Response 9: The reason for reducing the learning rate in fine-tuning is to more strongly converge some patches that have not yet converged because the training has already been sufficiently trained with pre-training

A paragraph describing the statistical analysis is missing. Please include it in the text.

Response 10: We described the statistical analysis.

> Line 316 ~ 339 (of revised manuscript): Add the paragraph

How the other reference segmentation technique were implemeted? Please describe at least some essential information or refer to the specific papers.

Response 11: The U-Net and U-Net++'s implementation has already been described (2.5 Experimental settings), and FastSurfer and QuickNAT directly applied the model file and source code published by the author to our mixed dataset to extract the segmentation results.

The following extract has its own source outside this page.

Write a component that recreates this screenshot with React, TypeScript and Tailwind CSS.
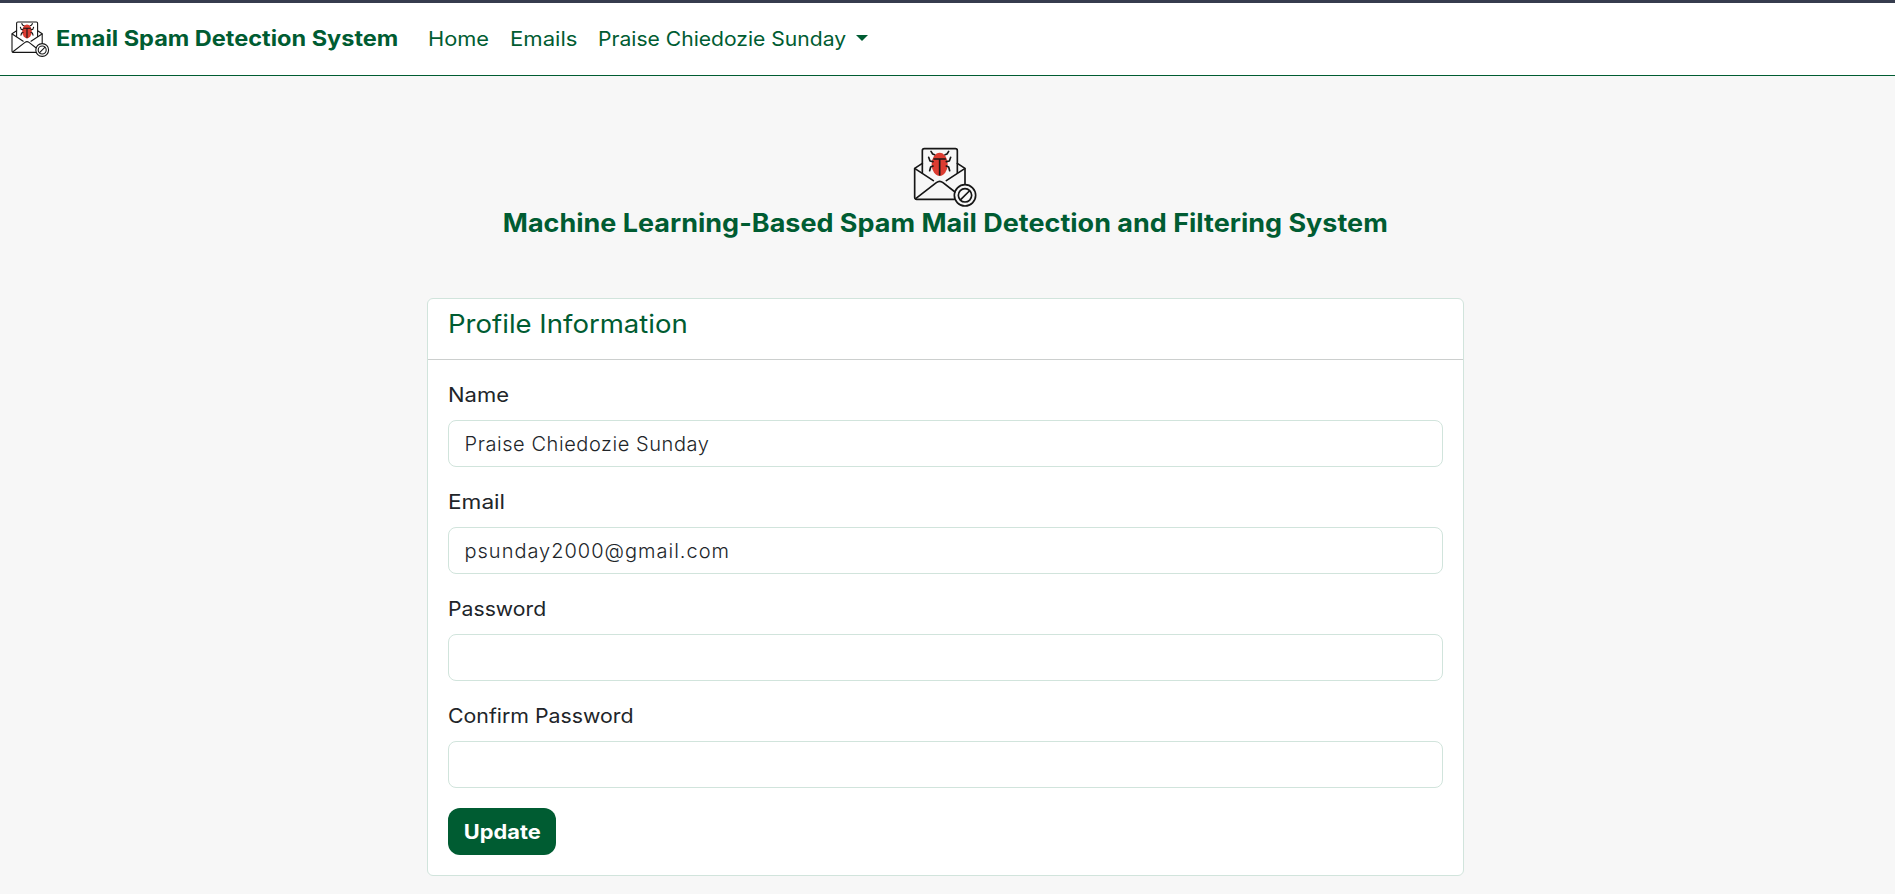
type LogoProps = { className: string };

function SpamLogo({ className }: LogoProps) {
  return (
    <svg
      viewBox="40 35 195 180"
      className={className}
      fill="none"
      stroke="#161616"
      strokeLinecap="round"
      strokeLinejoin="round"
      aria-hidden="true"
    >
      {/* sheet and envelope */}
      <path d="M68 112V46q0-6 6-6h93q6 0 6 6v66" />
      <path d="M68 84 45 99v87q0 6 6 6h113M173 84l23 15v46" />
      <path d="m46 100 55 36M195 100l-55 36" />
      <path d="m48 190 62-48q10-8 20 0l36 28" />
      {/* bug */}
      <ellipse cx="120" cy="87" rx="24" ry="35" fill="#dc3c31" stroke="none" />
      <path d="M103 71h34M120 71v47" />
      <path d="m94 48 5 8 6 2M147 48l-5 8-6 2M87 66l4 11 9 2M153 66l-4 11-9 2M90 106l3-11 7-3M150 106l-3-11-7-3" />
      {/* blocked sign */}
      <circle cx="196" cy="180" r="32" />
      <circle cx="196" cy="180" r="20" />
      <path d="m183 193 26-26" />
    </svg>
  );
}

const fields = [
  { label: "Name", type: "text", value: "Praise Chiedozie Sunday", labelClass: "scale-x-[1.1]", inputClass: "tracking-[0.57px]" },
  { label: "Email", type: "email", value: "psunday2000@gmail.com", labelClass: "scale-x-[1.13]", inputClass: "tracking-[1px]" },
  { label: "Password", type: "password", value: "", labelClass: "scale-x-[1.06]", inputClass: "" },
  { label: "Confirm Password", type: "password", value: "", labelClass: "scale-x-[1.065]", inputClass: "" },
];

export default function App() {
  return (
    <div className="min-h-[894px] bg-[#f7f7f7] font-['Inter','Liberation_Sans',sans-serif] text-xl leading-[30px] text-[#212529]">
      <div className="h-[3px] bg-[#363c4e]" />
      <nav className="flex h-[73px] items-center whitespace-nowrap border-b border-[#005c32] bg-white pl-[10.5px] text-[#005c32]">
        <a href="#" className="flex w-[417.5px] items-center">
          <SpamLogo className="mr-[6px] h-[36px] w-[39px] shrink-0 stroke-[5.5px]" />
          <span className="-mt-px origin-left scale-x-[1.12] text-[21px] font-bold">Email Spam Detection System</span>
        </a>
        <a href="#" className="w-[82px] origin-left"><span className="inline-block origin-left scale-x-[1.09]">Home</span></a>
        <a href="#" className="w-[88px]"><span className="inline-block origin-left scale-x-[1.105]">Emails</span></a>
        <a href="#" className="flex items-center">
          <span className="origin-left scale-x-[1.055]">Praise Chiedozie Sunday</span>
          <span className="-mt-[2px] ml-[22.5px] border-x-[6px] border-t-[6px] border-x-transparent border-t-[#005c32]" />
        </a>
      </nav>

      <main className="flex flex-col items-center pr-1 pt-[71px]">
        <SpamLogo className="h-[60px] w-[65px] stroke-[5px]" />
        <h1 className="mt-px scale-x-[1.058] whitespace-nowrap text-[25.5px] font-bold leading-[30px] text-[#005c32]">
          Machine Learning-Based Spam Mail Detection and Filtering System
        </h1>

        <section className="mt-[60px] w-[1037px] rounded-md border border-[#d1e4dc] bg-white">
          <header className="h-[61px] border-b border-[#cccfce] px-5 pt-[10px]">
            <h2 className="origin-left scale-x-[1.08] text-[25.5px] leading-[30px] text-[#005c32]">Profile Information</h2>
          </header>
          <form className="flex flex-col gap-5 p-5" onSubmit={(e) => e.preventDefault()}>
            {fields.map((f) => (
              <label key={f.label} className="flex flex-col gap-[10px]">
                <span className={`origin-left self-start ${f.labelClass}`}>{f.label}</span>
                <input
                  type={f.type}
                  defaultValue={f.value}
                  className={`h-[47px] w-full rounded-lg border border-[#d1e4dc] bg-white px-[15.5px] font-light outline-none ${f.inputClass}`}
                />
              </label>
            ))}
            <button
              type="submit"
              className="flex h-[47px] w-[108px] items-center justify-center rounded-xl bg-[#005c32] font-bold text-white"
            >
              <span className="scale-x-[1.09]">Update</span>
            </button>
          </form>
        </section>
      </main>
    </div>
  );
}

QuickNAt: https://github.com/ai-med/quickNAT_pytorch

FastSurfer: https://github.com/Deep-MI/FastSurfer

Please, include how the assessement metrics were calculated.

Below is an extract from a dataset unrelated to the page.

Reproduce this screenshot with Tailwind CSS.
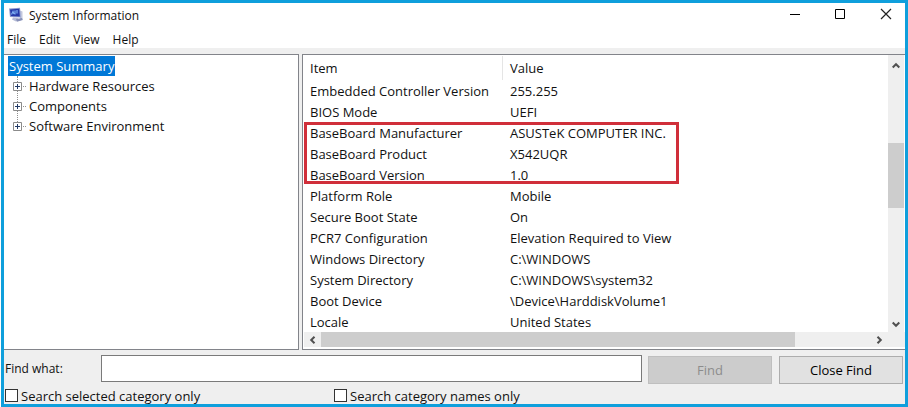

Response 10: We described the assessment metrics.

> Line 341 ~ 364 (of revised manuscrip): Add the paragraph

 

Results

Table 3. Please include the statistical significance of each technique with respect to SAU-NET fine-tuned.

Response 11:  We added the statistical significance in Table 3.

Figures 4 and 5 are difficult to read. Please consider splitting each of them in 2 different images to improve readibility.

Response 12: We modified the Figure 4 and 5 to enhance the readability.

> Line 407, 420 (of revised manuscript): Modify the Figure 4 and 5

Did you perform a statistical analysis also for device inter-variability. Please include this in table 4.

Response 13: Since it is two scans per device, we determined that it was not meant to get the p-value.

What is the last row of table 4?

Response 14: We inserted the word “Total” that means the overall Dice overlap mean and standard deviation of all cases.

> Line 481 (of revised manuscript): Insert the word

Figure 6 doesn't show any significant difference among methods? What should the figure must say to the reader?

Response 15: We added the Figure 7 with enlarged view to enhance the readability. We indicate two important subcortical structures, the left (blue) lateral ventricles, with yellow boxes. We can observe the under-estimation of the left lateral ventricle in the results obtained by U-Net, U-Net++, and FastSurfer. We also often observe specific classified regions where aliasing appears in the results of U-Net, QuickNAT, and FastSurfer but not in the results of U-Net++ and SAU-Net (indicated by red dashed circles) in Figure 7.

> Line 453 (of revised manuscript): Add the Figure 7

How the speed was calculated? Do you consider a single volume or an entire dataset? Please include all the details that are needed to better understand this aspect.

Response 16: The speed was calculated when a single volume were used. The runtime of the final result was measured by performing all preprocessing, inference, and aggregation. The time of the atlas-based method is excerpted from a reference paper.

> Line 344 ~ 346 (of revised manuscript): Add the paragraph

Experiments 2 and 3. Why SAU-Net was compared with just FustSurfer? What about the other methods?

Reponse 17: Since FastSufer presented the best performance amongst SOTA deep learning methods, we have conducted further analysis to compare reliability of our proposed method. We attempted to quantify the inter-session and inter-center reliability using CoRR-BNU1 and ChinaSet-Multi Center data. Additionally, the performance of U-Net little outperforms FastSurfer, however, this architecture has not novelty as SOTA deep learning method and overly implemented depending on NiftyNet library.

Conclusions

The conclusions must be at least soften. It is not so evident that the method is overperforming the other state of the art methods.

Response 18:  We modified the “Conclusions” which was more soften.

> Line 589 ~ 599 (of revised manuscript): Modify the Conclusions

 

Round 2

Reviewer 2 Report

The paper was extensively revised by the authors following the comments of the first-round review.